En alguna ocasión, Orson Welles dijo que el cine es “el tren eléctrico de juguete más grande que un niño pueda tener”. Sammy, al igual que Spielberg lo hizo en la vida real, intenta reconstruir el accidente ferroviario de la cinta de DeMille, con un tren de juguete y una cámara de Súper 8 (la cinta dirigida por J.J. Abrams y producida por Spielberg que se estrenó en el 2011, bien puede pensarse como pieza de compañía de esta).
Sammy se convertirá en un joven (el estupendo Gabriel LaBelle), pero su obsesión por filmar no va a desaparecer. Su padre, un visionario de la informática, lleva a su familia a Arizona y luego a California por cuestiones de trabajo. En esta última ciudad, tan cercana a la meca del cine, Sammy sufre el abuso y el antisemitismo de sus compañeros de escuela (las escenas son tensas y brutales como las de La lista de Schindler). Pero aquí también conocerá a su primer amor, encarnado en Monica Sherwood (Chloe East), una alocada chica cristiana atraída por un chico judío que le recuerda a Jesús. Burt intentará llevar a su hijo por el camino de la tecnología, alejándolo del arte, y la chica al final le romperá el corazón. ¿Qué mejores alegorías sobre la esencia del cine que estas?
Y como todo relato clásico posee un trasfondo edípico, esto nos lleva a Mitzi, una pianista que intenta ocultar su depresión causada por un talento desperdiciado y un amor imposible, con su sonrisa forzada, personalidad mercurial e hiperactividad, y que orienta a su hijo hacia el mundo de la pasión por el arte, pero que también le hereda algo de tristeza y amargura a su personalidad. Y no podemos olvidar al tío Boris (una potente aparición de Judd Hirsch), quien trabajó en un circo y le ofrece unas grandes enseñanzas. Así como más adelante, y de un modo similar, un famoso director (interpretado por otro famoso director), le va a dar al joven aspirante a artista en una contundente escena final.
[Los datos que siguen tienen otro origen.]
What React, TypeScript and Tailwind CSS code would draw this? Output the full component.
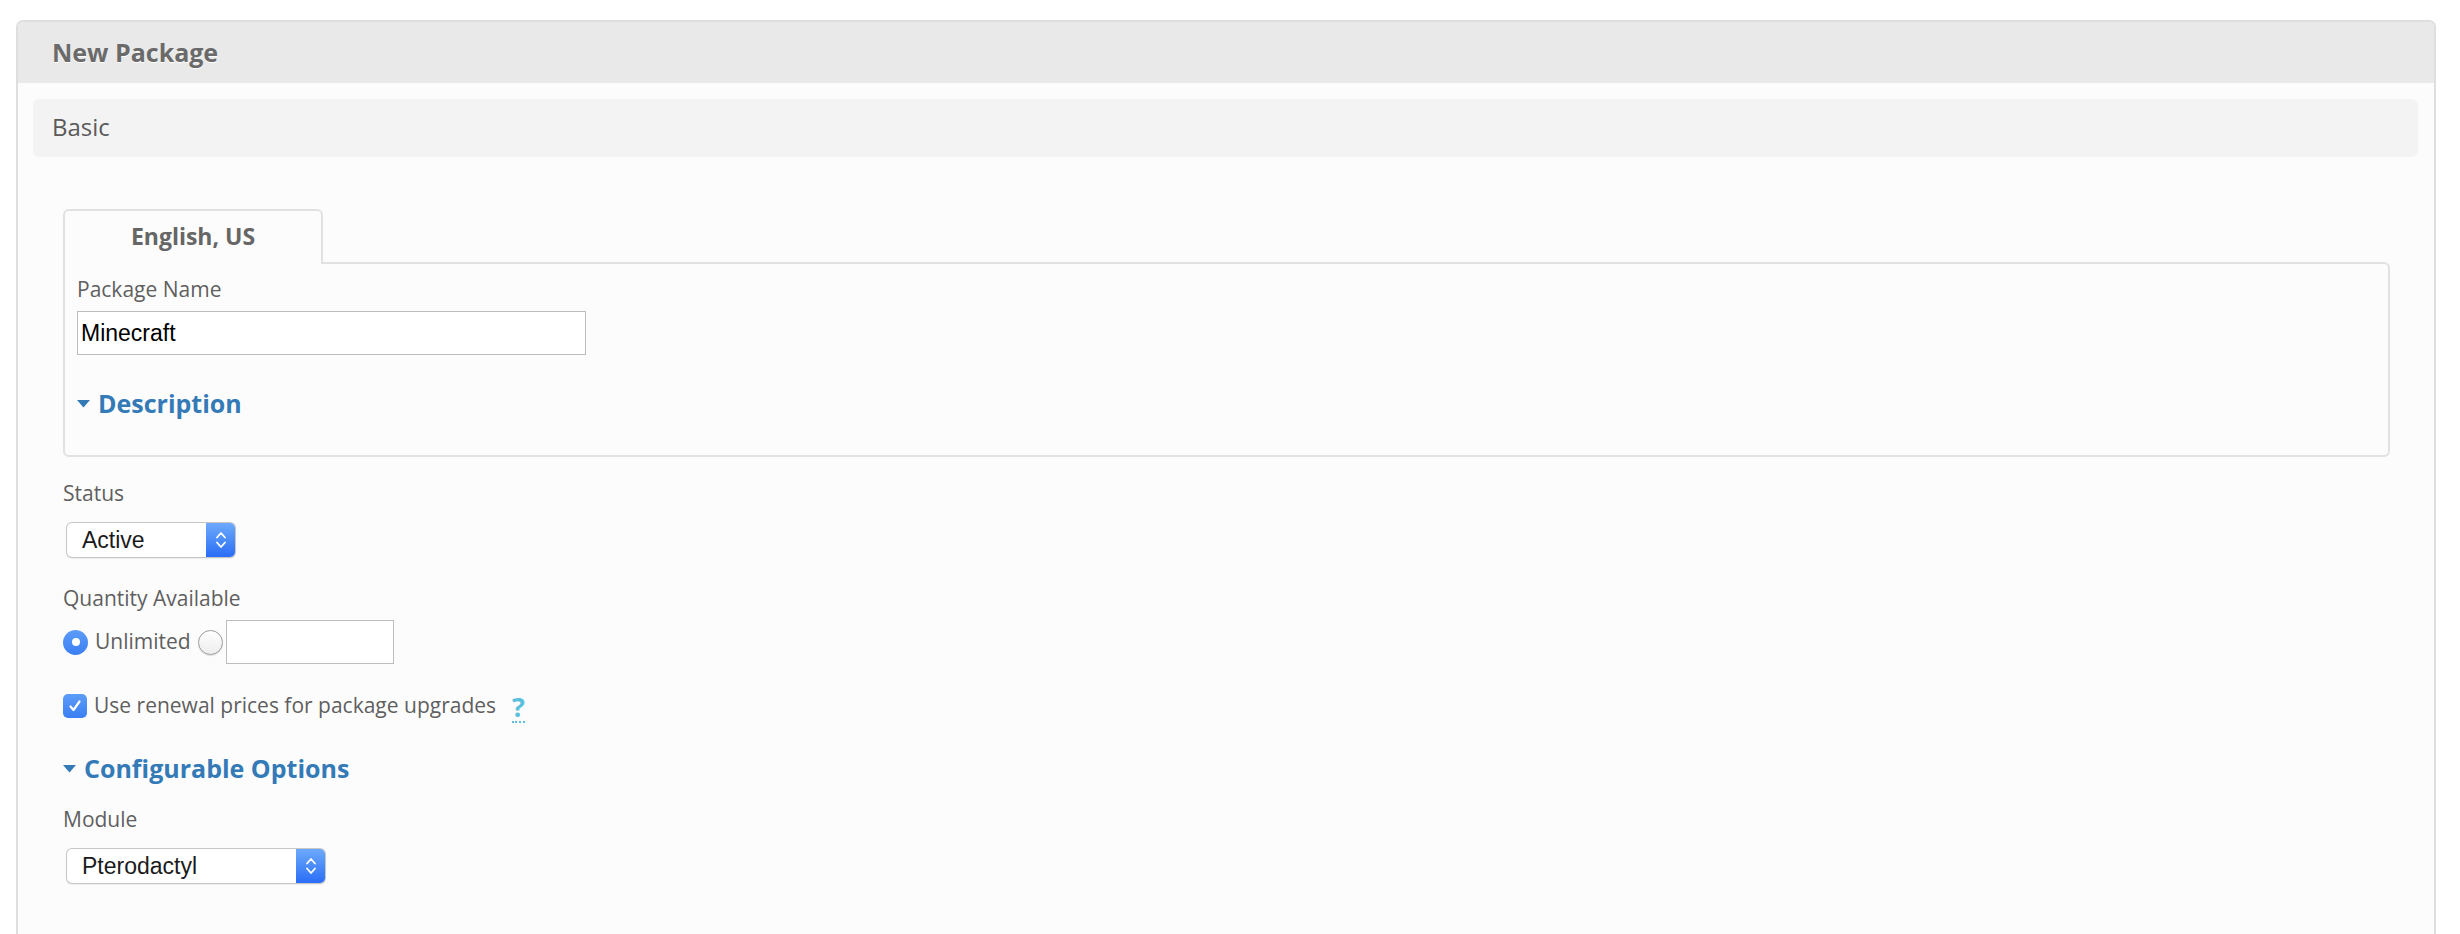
import React from "react";

const font = { fontFamily: '"Open Sans", "Liberation Sans", sans-serif' };

function Caret() {
  return (
    <svg width="13" height="8" viewBox="0 0 13 8" className="shrink-0">
      <polygon points="0,0 13,0 6.5,7.5" fill="#337ab7" />
    </svg>
  );
}

function MacSelect({ value, width }: { value: string; width: string }) {
  return (
    <div
      className={`ml-[4px] flex h-[34px] ${width} items-stretch rounded-[5px] bg-white shadow-[0_0_0_1px_#c6c6c6,0_1px_2px_rgba(0,0,0,0.2)]`}
    >
      <div className="flex flex-1 items-center pl-[15px] text-[23px] text-[#1b1b1b] [font-family:'Liberation_Sans',Arial,sans-serif]">
        {value}
      </div>
      <div className="flex w-[29px] items-center justify-center rounded-r-[5px] bg-gradient-to-b from-[#6ea9fa] to-[#2a6cf6]">
        <svg width="12" height="20" viewBox="0 0 12 20" fill="none" stroke="#fff" strokeWidth="1.8" strokeLinecap="round" strokeLinejoin="round">
          <polyline points="2,7.5 6,3 10,7.5" />
          <polyline points="2,12.5 6,17 10,12.5" />
        </svg>
      </div>
    </div>
  );
}

function Label({ children }: { children: React.ReactNode }) {
  return <div className="h-[28px] text-[21px] leading-[28px] text-[#5f5f5f]">{children}</div>;
}

export default function App() {
  return (
    <div className="h-[934px] overflow-hidden bg-white pt-[20px]" style={font}>
      <div className="ml-[16px] flex h-[914px] w-[2420px] flex-col rounded-t-[7px] border-2 border-b-0 border-[#dedede]">
        <div className="flex h-[61px] items-center rounded-t-[5px] bg-[#e9e9e9] pl-[34px]">
          <h1 className="text-[25px] font-bold text-[#6a6a6a] [text-shadow:0_1px_0_#fff]">New Package</h1>
        </div>

        <div className="flex-1 bg-[#fcfcfc] pl-[15px] pr-[16px] pt-[16px]">
          <div className="flex h-[58px] items-center rounded-[6px] bg-[#f3f3f3] pb-[3px] pl-[19px] text-[24px] text-[#5a5a5a]">
            Basic
          </div>

          <div className="ml-[30px] mr-[28px] mt-[52px]">
            {/* language tab */}
            <div className="relative z-10 -mb-[2px] flex h-[55px] w-[260px] items-center justify-center rounded-t-[6px] border-2 border-b-0 border-[#e1e1e1] bg-[#fcfcfc] pb-[3px]">
              <span className="text-[23px] font-bold text-[#666]">English, US</span>
            </div>
            <div className="h-[195px] rounded-b-[6px] rounded-tr-[6px] border-2 border-[#e1e1e1] pl-[12px] pt-[11px]">
              <Label>Package Name</Label>
              <div className="mt-[8px] flex h-[44px] w-[509px] items-center border border-[#bdbdbd] bg-white pl-[3px] text-[23px] text-black [font-family:'Liberation_Sans',Arial,sans-serif]">
                Minecraft
              </div>
              <div className="mt-[32px] flex h-[34px] items-center gap-[8px]">
                <Caret />
                <span className="text-[25px] font-bold text-[#337ab7]">Description</span>
              </div>
            </div>

            <div className="mt-[22px]">
              <Label>Status</Label>
              <div className="mt-[16px]">
                <MacSelect value="Active" width="w-[168px]" />
              </div>
            </div>

            <div className="mt-[27px]">
              <Label>Quantity Available</Label>
              <div className="mt-[8px] flex h-[44px] items-center">
                <div className="flex h-[25px] w-[25px] items-center justify-center rounded-full bg-gradient-to-b from-[#5d9cf8] to-[#3a7ff3]">
                  <div className="h-[8px] w-[8px] rounded-full bg-white" />
                </div>
                <span className="ml-[7px] text-[21px] text-[#5f5f5f]">Unlimited</span>
                <div className="ml-[7px] h-[25px] w-[25px] rounded-full border border-[#9c9c9c] bg-gradient-to-b from-white to-[#ededed] shadow-[0_1px_1px_rgba(0,0,0,0.12)]" />
                <div className="ml-[3px] h-[44px] w-[168px] border border-[#bdbdbd] bg-white" />
              </div>
            </div>

            <div className="mt-[28px] flex h-[28px] items-center">
              <div className="flex h-[24px] w-[24px] items-center justify-center rounded-[5px] bg-gradient-to-b from-[#5d9cf8] to-[#3a7ff3]">
                <svg width="16" height="16" viewBox="0 0 16 16" fill="none" stroke="#fff" strokeWidth="2.2" strokeLinecap="round" strokeLinejoin="round">
                  <polyline points="3.5,8.5 6.5,12 12.5,3.5" />
                </svg>
              </div>
              <span className="ml-[7px] text-[21px] text-[#5f5f5f]">Use renewal prices for package upgrades</span>
              <span className="ml-[16px] mt-[4px] border-b-2 border-dotted border-[#5bc0de] text-[27px] font-bold leading-[28px] text-[#5bc0de]">
                ?
              </span>
            </div>

            <div className="mt-[32px] flex h-[34px] items-center gap-[8px]">
              <Caret />
              <span className="text-[25px] font-bold text-[#337ab7]">Configurable Options</span>
            </div>

            <div className="mt-[19px]">
              <Label>Module</Label>
              <div className="mt-[16px]">
                <MacSelect value="Pterodactyl" width="w-[258px]" />
              </div>
            </div>
          </div>
        </div>
      </div>
    </div>
  );
}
La separación se va a generar con un terrible secreto familiar que el padre ya conoce, pero que decide ignorar, y que el chico descubre por accidente, y que tiene que ver con Bennie (Seth Rogen), el mejor amigo de Burt, de quien Mitzi está perdidamente enamorada. Sin revelar mucho de cómo el chico descubre el secreto, basta decir que funciona como una metáfora de cómo el cine reinventa las relaciones familiares, ya sea embelleciéndolas de una manera aséptica e idealizada o las convierte en realidades devastadoras que nos parten el corazón. En otras palabras, Spielberg nos muestra como el séptimo arte, más allá de ser un mero espejo o huella de la realidad, constituye la representación y la transformación de la misma.
Los Fabelman, como casi todas las películas de ese género literario y cinematográfico y televisivo conocido como Coming of age, está conformada por una serie de viñetas de carácter significativo, que en este caso están asociadas a la afición de Sammy por filmar (la película de guerra, la película de la playa, la película familiar). Y aunque combina de manera indiscriminada realidad con ficción, es muy posible que lo que ocurrió con Mitzi y Sammy haya ocurrido en la vida real de Spielberg, tal y como se podrá apreciar en la gran pantalla.
Pero la verdad sea dicha, hacer ese tipo de especulaciones no tiene ninguna importancia. Steven Spielberg ya estaba consagrado en vida como uno de los más grandes directores de todos los tiempos. Su último trabajo es un peldaño más a una carrera más que impresionante, caracterizada por un afecto genuino, honesto y apasionado por el cine.